--- start STORED DATA ---

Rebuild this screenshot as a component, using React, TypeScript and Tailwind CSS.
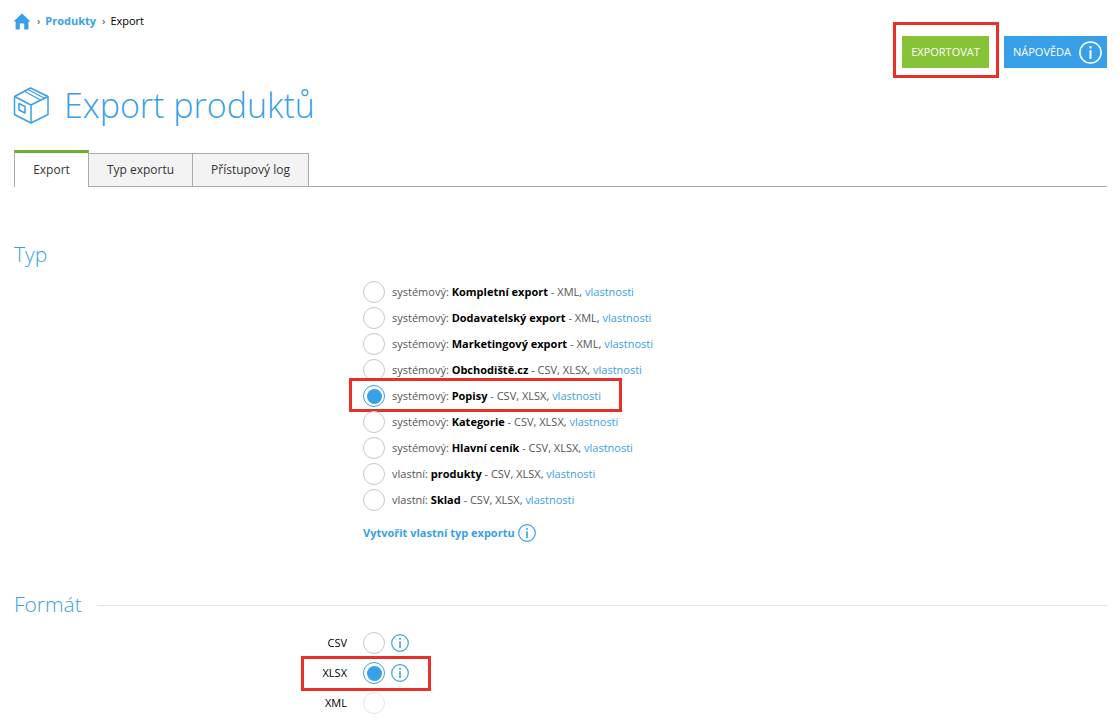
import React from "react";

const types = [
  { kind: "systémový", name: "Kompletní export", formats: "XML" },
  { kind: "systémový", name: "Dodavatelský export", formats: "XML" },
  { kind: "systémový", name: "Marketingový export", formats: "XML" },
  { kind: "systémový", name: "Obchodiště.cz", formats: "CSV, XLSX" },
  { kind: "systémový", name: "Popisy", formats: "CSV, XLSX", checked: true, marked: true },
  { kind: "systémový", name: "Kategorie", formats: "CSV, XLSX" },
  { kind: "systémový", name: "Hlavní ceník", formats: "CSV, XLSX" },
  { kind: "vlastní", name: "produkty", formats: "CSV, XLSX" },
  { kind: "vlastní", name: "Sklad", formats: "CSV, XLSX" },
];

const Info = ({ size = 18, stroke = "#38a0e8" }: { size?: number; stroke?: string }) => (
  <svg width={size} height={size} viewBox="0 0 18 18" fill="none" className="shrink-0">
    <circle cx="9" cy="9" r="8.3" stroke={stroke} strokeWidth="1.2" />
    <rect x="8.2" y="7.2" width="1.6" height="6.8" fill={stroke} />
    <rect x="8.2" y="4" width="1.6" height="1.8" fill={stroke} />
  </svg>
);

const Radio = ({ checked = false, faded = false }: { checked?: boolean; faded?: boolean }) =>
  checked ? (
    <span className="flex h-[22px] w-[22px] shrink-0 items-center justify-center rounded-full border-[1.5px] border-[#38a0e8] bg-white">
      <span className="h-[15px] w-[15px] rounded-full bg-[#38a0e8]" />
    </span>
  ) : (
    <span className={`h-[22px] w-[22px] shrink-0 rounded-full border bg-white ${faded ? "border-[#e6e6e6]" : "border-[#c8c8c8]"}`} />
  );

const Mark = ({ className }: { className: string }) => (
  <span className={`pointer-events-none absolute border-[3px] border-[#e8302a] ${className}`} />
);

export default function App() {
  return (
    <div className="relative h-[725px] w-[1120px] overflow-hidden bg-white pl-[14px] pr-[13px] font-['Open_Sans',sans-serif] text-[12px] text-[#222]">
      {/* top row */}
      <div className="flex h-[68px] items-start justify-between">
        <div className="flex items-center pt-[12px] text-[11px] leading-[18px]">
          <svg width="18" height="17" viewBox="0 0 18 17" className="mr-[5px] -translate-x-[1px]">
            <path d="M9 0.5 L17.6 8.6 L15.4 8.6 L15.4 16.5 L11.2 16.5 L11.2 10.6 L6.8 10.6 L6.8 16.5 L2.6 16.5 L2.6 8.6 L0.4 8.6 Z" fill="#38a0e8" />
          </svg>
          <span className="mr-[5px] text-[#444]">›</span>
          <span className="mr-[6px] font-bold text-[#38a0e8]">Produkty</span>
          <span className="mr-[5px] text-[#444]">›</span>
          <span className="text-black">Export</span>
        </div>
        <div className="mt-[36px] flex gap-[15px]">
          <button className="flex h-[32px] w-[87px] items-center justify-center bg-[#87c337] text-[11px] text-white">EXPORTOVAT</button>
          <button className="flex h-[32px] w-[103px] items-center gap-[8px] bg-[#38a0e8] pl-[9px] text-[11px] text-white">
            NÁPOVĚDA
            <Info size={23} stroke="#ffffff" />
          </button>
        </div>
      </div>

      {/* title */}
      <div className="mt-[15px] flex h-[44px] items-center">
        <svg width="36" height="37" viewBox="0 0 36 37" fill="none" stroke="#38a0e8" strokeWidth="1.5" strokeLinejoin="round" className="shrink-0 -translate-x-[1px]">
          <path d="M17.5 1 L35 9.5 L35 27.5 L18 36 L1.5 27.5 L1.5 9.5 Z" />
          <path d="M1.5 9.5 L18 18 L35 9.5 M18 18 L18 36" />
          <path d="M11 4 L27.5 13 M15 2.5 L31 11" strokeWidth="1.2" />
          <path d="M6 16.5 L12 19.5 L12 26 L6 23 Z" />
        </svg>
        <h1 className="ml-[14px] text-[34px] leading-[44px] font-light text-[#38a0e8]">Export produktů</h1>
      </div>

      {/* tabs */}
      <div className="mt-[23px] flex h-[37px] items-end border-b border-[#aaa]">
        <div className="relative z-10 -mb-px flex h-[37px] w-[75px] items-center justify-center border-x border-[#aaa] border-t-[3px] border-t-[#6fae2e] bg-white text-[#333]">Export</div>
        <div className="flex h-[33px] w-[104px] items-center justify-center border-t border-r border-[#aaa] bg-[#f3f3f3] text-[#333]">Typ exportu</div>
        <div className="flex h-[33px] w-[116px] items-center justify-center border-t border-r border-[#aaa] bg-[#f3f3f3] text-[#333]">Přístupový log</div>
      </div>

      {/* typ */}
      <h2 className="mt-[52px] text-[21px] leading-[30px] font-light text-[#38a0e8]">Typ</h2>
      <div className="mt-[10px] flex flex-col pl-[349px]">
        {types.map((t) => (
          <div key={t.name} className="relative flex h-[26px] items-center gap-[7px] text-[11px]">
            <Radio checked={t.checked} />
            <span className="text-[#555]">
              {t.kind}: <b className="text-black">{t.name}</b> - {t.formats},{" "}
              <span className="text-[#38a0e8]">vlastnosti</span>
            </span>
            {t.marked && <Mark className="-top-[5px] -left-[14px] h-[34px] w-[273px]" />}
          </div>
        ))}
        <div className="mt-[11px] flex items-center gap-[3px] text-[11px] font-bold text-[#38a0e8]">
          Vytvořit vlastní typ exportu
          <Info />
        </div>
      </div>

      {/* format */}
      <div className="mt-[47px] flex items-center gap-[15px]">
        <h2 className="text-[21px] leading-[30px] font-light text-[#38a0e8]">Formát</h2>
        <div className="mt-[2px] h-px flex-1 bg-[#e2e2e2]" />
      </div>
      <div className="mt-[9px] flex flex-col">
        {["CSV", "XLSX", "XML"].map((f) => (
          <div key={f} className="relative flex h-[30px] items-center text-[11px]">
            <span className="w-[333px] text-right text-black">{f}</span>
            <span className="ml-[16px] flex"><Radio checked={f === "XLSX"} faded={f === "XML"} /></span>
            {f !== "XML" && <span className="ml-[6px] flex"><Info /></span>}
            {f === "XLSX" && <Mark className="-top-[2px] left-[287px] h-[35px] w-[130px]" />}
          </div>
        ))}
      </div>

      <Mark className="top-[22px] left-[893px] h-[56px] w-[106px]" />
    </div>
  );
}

--- end STORED DATA ---

Give again exactly the lines running from the beginning of the material above through the line that contains "import React from", and leave out every picture.

Rebuild this screenshot as a component, using React, TypeScript and Tailwind CSS.
import React from "react";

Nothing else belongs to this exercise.